GE has gone even further, setting up seminars for top management on coping with inflation.Nearly 1,000 mangers have already been through the course, and another 1,000 mangers at the next level are now scheduled for it, said Terrence E. McClary, vice president of corporate financial administration.
"We do a good deal of measuring our results using inflation adjusted data," he said. "On our requests for plant appropriations -- if we're undertaking to expand a plant or enter new business -- we ask our managers to present data two ways," he said.
Using a combination of conventional data and inflation adjusted data and forecasts, they decide "what type of business we want to allocate resources to," he said. Although GE has adjusted some data on the basis of inflation for several years, it now gets more emphasis, he said.
Results are influencing how GE grows, suggesting getting into service-oriented lines of business, such as information services, and out of capital-intensive and low-margin businesses. For instance, the company has gotten out of the food service business and a wire and cable manufacturing business in Canada.
One reason for the corporate embrace of inflation accounting is because it can be used as an argument for lower corporate taxes.

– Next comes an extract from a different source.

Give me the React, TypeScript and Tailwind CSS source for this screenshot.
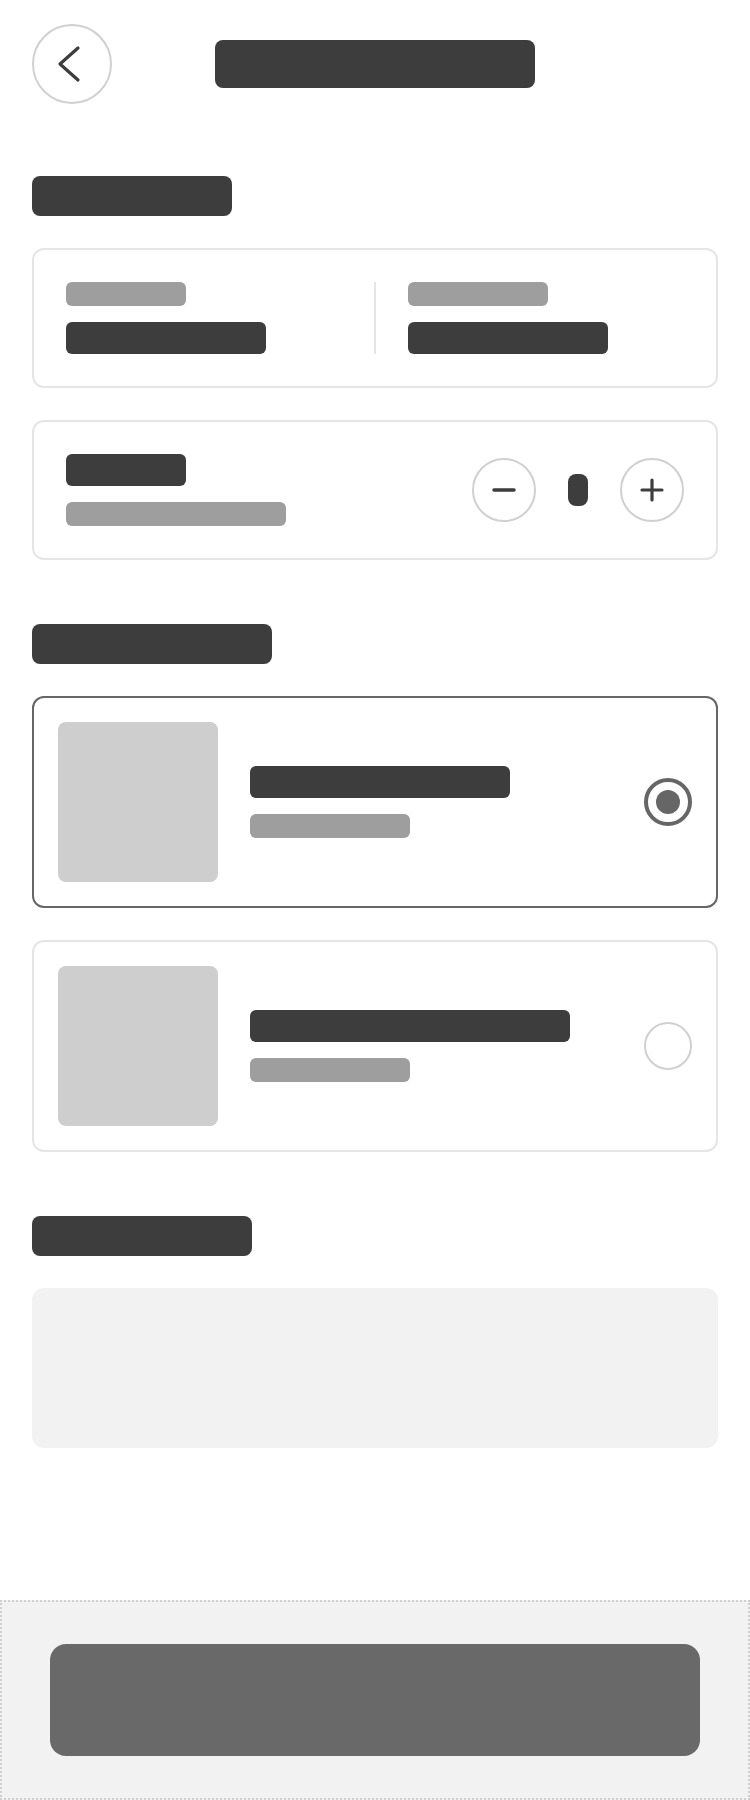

If corporations are in fact riding out losses instead of reaping obscene profits, then their taxes should be lower, corporate officials argue.
"Whether a change in tax law ever comes to pass or not, I think we have to be realistic about understanding what corporate earnings are," said Williams. "We don't understand what role profits play in the economy and society. Rather than being obscene, they are pretty helpful." Inflation accounting will help foster that understanding, he said.